Movie Review

So My Grandma’s a Lesbian! (2019)

So My Grandma’s a Lesbian! (Salir del ropero) is a Spanish comedy that is available on Netflix. It takes the familiar story of a young lady getting engaged to a person not suited for her and narrating it with a new idea of a grandma getting married to her long time girlfriend. I liked the film for the beautiful scenic locations of the community it is pictured – breathtaking were the mountain terrain, the ocean and the cobblestone streets – and for these reasons, the film gets a higher rating than it deserves.

Eva (played by Ingrid García Jonsson) is a young lawyer from Spain, she is getting engaged to a wealthy Scottish gentleman. To communicate the conservativeness of her fiancée family, she describes them to her mother to be pro-Brexit and pro-Trump. Not to lose their acceptance she tries hard to project a perfect image of herself and her family, often it means hiding the details of her ‘uncommon’ family – a single mother who gave birth to Eva at the age of 15 and then to leave her at the care of her grandma Sofia (played by Verónica Forqué). Adding to this is the latest news about Sofia getting married to her childhood best friend Celia (Rosa Maria Sardà). The idea of her grandma lying to her all the years and the fear of losing her marriage, Eva is devasted. The film tells convincingly on how the proposed lesbian marriage gets processed within the family, received by the small community and the church is told in an interesting way.

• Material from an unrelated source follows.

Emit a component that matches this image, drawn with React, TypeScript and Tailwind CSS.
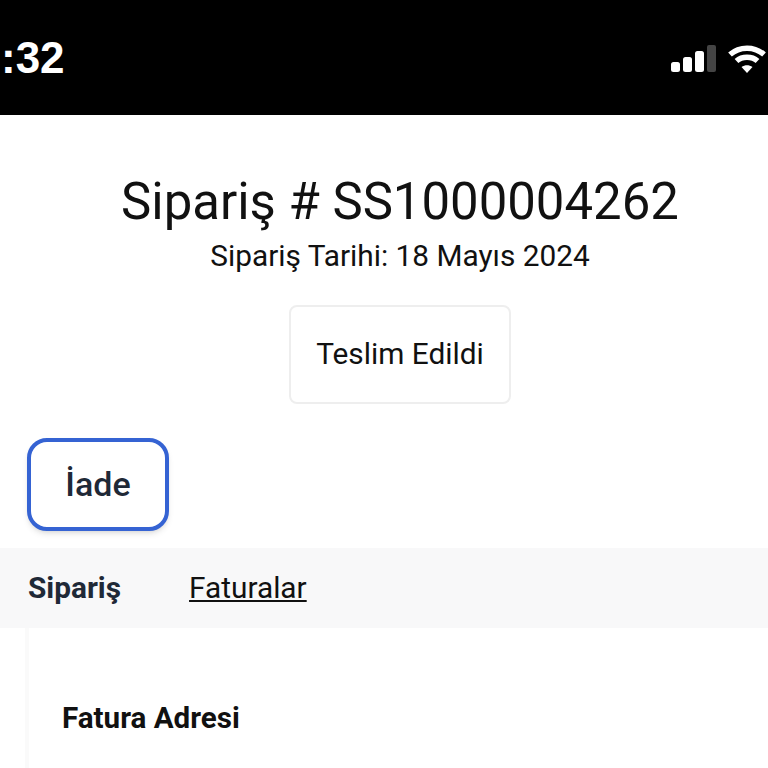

I liked the character of Celia, she is naive, yet bold, simple yet sure of what she wants and goes for it. Celia talks to the local priest and to her son about her communication through letters and phone to the Holy See, who she affectionately calls as Pope Paco, on hearing about her proposed same-sex marriage and her plea to have the Church recognize it to have said: “Trust me, Celia. I’m working on it”. Others around her think she is mentally unstable. She keeps saying to Sofia it is time for them to “come out of the wardrobe”, Sofia corrects it to ” come out of the closet”, for which Celia reacts ‘closet’ sounds masculine and it is ‘wardrobe’ that sounds feminine – the actual words in Spanish may have sounded better but we are able to get the humour.

While I enjoyed the two grandma characters, Ingrid García Jonsson as Eva impresses us with her natural and measured acting. Barring these three, the others like the character of Jorge who comes as Eva’s childhood love and Celia’s son were all stereotypical. Had care been taken to define them better, the movie could’ve been a lot more engaging.

The movies did make us think of elderly marriages and that too of same-sex in a more understanding way!